先日、ヨガ哲学入門ワークショップを開催し「アパリグラハ」について学びました。
アパリグラハとは、必要以上のものを持たず、シンプルに生きることを目指す考え方です。物や状況に対する執着を手放し、「これがなければ幸せになれない」といった思いを捨て、今持っているもので満足することです。要するに、心の自由や平穏を得るために、物質的なものへの執着から解放されることが大切だという教えです。
私が「アパリグラハ」の実践を意識し始めたのは、30代の初めのことでした。その頃、お付き合いしていた人から突然連絡が途絶え、数ヶ月後に彼から届いた連絡で、私が彼の部屋に置いていた物を全て処分してしまったということを聞きました。
その時、とてもショックを受けました。まず、そんな軽率な人と付き合っていたこと。
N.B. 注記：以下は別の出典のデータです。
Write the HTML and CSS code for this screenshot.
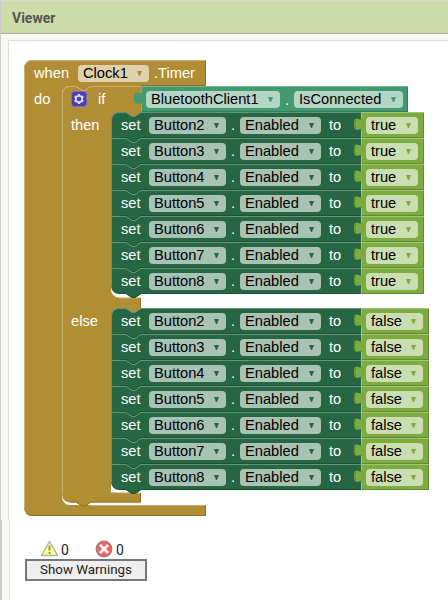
FILE: index.html
```html
<!DOCTYPE html>
<html lang="en">
<head>
<meta charset="utf-8">
<title>Viewer</title>
<link rel="stylesheet" href="styles.css">
</head>
<body>
<main class="viewer">
  <header class="viewer-title">Viewer</header>
  <section class="workspace">
    <div class="event-block">
      <svg class="block-shape" width="182" height="460" viewBox="24 60 182 460">
        <path class="gold" d="M32 60H206V86H91l-6 4h-3l-6-4H70a8 8 0 0 0-8 8V497a8 8 0 0 0 8 8H206V516H32a8 8 0 0 1-8-8V68a8 8 0 0 1 8-8z"/>
        <path class="gold" d="M62 94a8 8 0 0 1 8-8h6l6 4h3l6-4H141V112l-6 4h-3l-6-4h-7a8 8 0 0 0-8 8V284.500a8 8 0 0 0 8 8V297.500H141V308l-6 4h-3l-6-4h-7a8 8 0 0 0-8 8V492.500H141V502.500H91l-6 4h-3l-6-4H70a8 8 0 0 1-8-8z"/>
        <path class="gap" d="M111 284V289.500a8 8 0 0 0 8 8H141V293H119zM111 480V484.500a8 8 0 0 0 8 8H141V489H119z"/>
        <path class="edge-dark" d="M205.500 61V85.500H141M205.500 506V515.500H32a7.500 7.500 0 0 1-5.500-2.500M140.500 298V307.500M140.500 493V502H91l-6 4h-3l-6-4H70"/>
        <path class="edge-light" d="M24.500 508V68a7.500 7.500 0 0 1 7.500-7.500H205M62.500 494V94a7.500 7.500 0 0 1 7.500-7.500h6l6 4h3l6-4H141M119 298H140M119 493H140M91 505.500H205"/>
      </svg>
      <div class="event-row">
        <span class="label">when</span><span class="field clock">Clock1<i class="arrow"></i></span><span class="label timer">.Timer</span>
      </div>
      <div class="if-row">
        <span class="label do">do</span>
        <svg class="gear" width="16" height="16" viewBox="0 0 16 16"><rect x=".5" y=".5" width="15" height="15" rx="3" fill="#483fb5" stroke="#7770ca"/><path d="M8 3V13M3.700 5.500L12.300 10.500M3.700 10.500L12.300 5.500" stroke="#ddd8ee" stroke-width="2.200"/><circle cx="8" cy="8" r="3.200" fill="#483fb5" stroke="#ddd8ee" stroke-width="1.800"/></svg>
        <span class="label if">if</span>
        <div class="condition">
          <svg class="plug" width="8" height="26" viewBox="0 0 8 26"><path class="teal" d="M8 5C8 12 0 .5 0 12S8 13 8 20z"/></svg>
          <span class="field client">BluetoothClient1<i class="arrow"></i></span><span class="dot">.</span><span class="field connected">IsConnected<i class="arrow"></i></span>
        </div>
      </div>
      <div class="branch"><span class="label branch-name">then</span><div class="stack" data-value="true"></div></div>
      <div class="branch else"><span class="label branch-name">else</span><div class="stack" data-value="false"></div></div>
    </div>
    <div class="warnings">
      <div class="counts">
        <svg width="19" height="17" viewBox="0 0 19 17"><path d="M9.500 1.500L17.500 15.500H1.500z" fill="#ffff8c" stroke="#b5b5a8" stroke-width="1.500" stroke-linejoin="round"/><path d="M9.500 5.500V10.500M9.500 12V14" stroke="#999966" stroke-width="2"/></svg>
        <span class="count">0</span>
        <svg class="error" width="18" height="18" viewBox="0 0 18 18"><circle cx="9" cy="9" r="7.800" fill="#ff5c5c" stroke="#888" stroke-width="1.200"/><path d="M5 5L13 13M13 5L5 13" stroke="#fff" stroke-width="2.800"/></svg>
        <span class="count last">0</span>
      </div>
      <button class="show-warnings">Show Warnings</button>
    </div>
  </section>
</main>
<script src="blocks.js"></script>
</body>
</html>
```
FILE: styles.css
```css
* { box-sizing: border-box; }
body { margin: 0; background: #fff; overflow: hidden; }
.viewer { position: relative; height: 600px; border-left: 1px solid #ccc; border-top: 1px solid #d8d8d8; background: #f8f8f2; }
.viewer::after { content: ""; position: absolute; left: -1px; bottom: 0; width: 7px; height: 80px; background: #f8f8f2; border: solid #ccc; border-width: 0 1px 0 2px; border-right-color: #ddd; }
.viewer-title { height: 33px; padding: 0 11px; background: #cddca9; border-bottom: 1px solid #aaa; color: #555; font: bold 14px/34px Roboto, sans-serif; }
.workspace { height: 560px; margin: 6px 0 0 7px; padding: 19px 0 0 15px; background: #fff; border: solid #ddd; border-width: 1px 0 0 1px; }
.event-block { position: relative; width: 406px; height: 456px; color: #fff; font: 14.667px/26px "Liberation Sans", sans-serif; }
.block-shape { position: absolute; left: 0; top: 0; }
.gold { fill: #b18e35; }
.gap { fill: #fff; }
.edge-dark { fill: none; stroke: #8e722a; }
.edge-light { fill: none; stroke: #c8b072; }
.event-row, .if-row, .branch, .condition, .set-block, .value-block { position: relative; display: flex; }
.event-row, .if-row, .condition, .set-block, .value-block { height: 26px; }
.event-row { padding-left: 10px; }
.field { display: flex; flex: none; justify-content: space-between; align-items: center; height: 17px; margin-top: 5px; padding: 0 7px 0 5px; border-radius: 4px; color: #000; line-height: 17px; background: rgba(255, 255, 255, .6); }
.arrow { width: 5px; border: solid transparent; border-width: 5px 2.5px 0; border-top-color: #277048; }
.clock { width: 71px; margin-left: 9px; }
.clock .arrow { border-top-color: #b18e35; }
.timer { margin-left: 5px; }
.event-row .label:first-child { width: 35px; }
.do { width: 37px; padding-left: 10px; }
.gear { margin: 5px 0 0 10px; }
.if { width: 54px; padding-left: 11px; }
.condition { width: 267px; padding-left: 4px; background: #439970; border: solid #74b594; border-width: 1px 0 0 1px; box-shadow: inset -1px -1px #367a5a; }
.condition .field { margin-top: 4px; }
.condition .arrow { border-top-color: #439970; }
.plug { position: absolute; left: -8px; top: -1px; }
.teal { fill: #439970; }
.client { width: 134px; }
.connected { width: 109px; }
.dot { width: 14px; text-align: center; }
.branch-name { width: 87px; padding-left: 47px; }
.else { margin-top: 14px; }
.set-block { width: 250px; padding-left: 10px; }
.set-block > * { flex: none; }
.set-shape { position: absolute; left: 0; top: 0; overflow: visible; }
.green { fill: #266643; }
.green-dark { fill: none; stroke: #1e5236; }
.green-light { fill: none; stroke: #679479; }
.set-block .label, .set-block .field, .set-block .dot { position: relative; }
.set-name { width: 28px; }
.button-field { width: 77px; }
.property-field { width: 81px; }
.to { width: 40px; padding-left: 8px; }
.set-block .arrow { border-top-color: #266643; }
.value-block { width: 63px; padding-left: 4px; background: #7cac40; border: solid #a3c579; border-width: 1px 0 0 1px; box-shadow: inset -1px -1px #638a33; }
.false { width: 68px; }
.value-block .field { width: 52px; margin-top: 4px; }
.false .field { width: 57px; }
.set-block .value-block .arrow { border-top-color: #7cac40; }
.lime { fill: #7cac40; }
.plug-edge { fill: none; stroke: #638a33; }
.warnings { width: 122px; margin: 22px 0 0 1px; color: #222; font: 14px/18px Roboto, sans-serif; }
.counts { display: flex; height: 21px; padding: 2px 0 0 15px; }
.count { width: 16px; padding-left: 2px; line-height: 20px; }
.last { padding-left: 3px; }
.error { margin-left: 20px; }
.show-warnings { display: block; width: 122px; height: 22px; padding: 0; background: #eee; border: 2px solid #777; color: #222; font: 13.333px/18px Roboto, sans-serif; }
```
FILE: blocks.js
```js
const shape = (place) => `
  <svg class="set-shape" width="250" height="26" viewBox="0 0 250 26">
    <path class="green" d="M${place === 'first' ? '0 8a8 8 0 0 1 8-8' : '0 0'}H15l6 4h3l6-4H250V26H30l-6 4h-3l-6-4H${place === 'last' ? '8a8 8 0 0 1-8-8' : '0'}z"/>
    <path class="green-dark" d="M249.500 25.500H30l-6 4h-3l-6-4H8"/>
    <path class="green-light" d="M.5 ${place === 'last' ? 18 : 26}V${place === 'first' ? '8a7.500 7.500 0 0 1 7.500-7.500' : '.5'}H15l6 4h3l6-4H250"/>
  </svg>`;

document.querySelectorAll('.stack').forEach((stack) => {
  const value = stack.dataset.value;
  for (let n = 2; n <= 8; n++) {
    const place = n === 2 ? 'first' : n === 8 ? 'last' : '';
    stack.insertAdjacentHTML('beforeend', `
      <div class="set-block">${shape(place)}
        <span class="label set-name">set</span>
        <span class="field button-field">Button${n}<i class="arrow"></i></span>
        <span class="dot">.</span>
        <span class="field property-field">Enabled<i class="arrow"></i></span>
        <span class="label to">to</span>
        <div class="value-block ${value}">
          <svg class="plug" width="8" height="26" viewBox="0 0 8 26"><path class="lime" d="M8 5C8 12 0 .5 0 12S8 13 8 20z"/><path class="plug-edge" d="M1.500 16C.5 15 .5 10 1.500 8"/></svg>
          <span class="field">${value}<i class="arrow"></i></span>
        </div>
      </div>`);
  }
});
```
そして、大切にしていた品々が勝手に処分されていたことが心に深く傷を残しました。洋服、ヨガマット、ヨガの本をはじめ、中には亡き父の思い出が詰まったスーツケース、母が大切にしていた藤のカゴ、母からプレゼントされたリネンの上着が含まれていました。怒りや落胆、動揺、悲しみが一気に湧き上がり、両親の思い出の品を失ったことがしばらく心に深い傷を残しました。
その時期、私はヨガ哲学を深めたいと思い始めていた頃でした。怒りや失望、悲しみに向き合いながら、アパリグラハを実践し続けました。心が落ち着くまでには何年もかかりましたが、その過程で気づくことがありました。スーツケースやカゴ、リネンの上着は失いましたが、亡き父に対する思い、そして母が元気に過ごしていること、母からもらった上着に対する感謝の気持ちが、今も現実にしっかりと自分の中に存在していることに気づくことができた時、ようやく心の中で整理がつきました。
その体験を通じて、今でも、アパリグラハをはじめとするヨガの哲学を実践し続けています。日々の練習を通して、どのような出来事が起こっても、自分をできる限り良い状態へ導けるよう心がけています。人生では、予期しない出来事や望まないことが起こることもあるでしょう。そんな時こそ、真実を見極め、冷静に判断できる自分でありたいと願っています。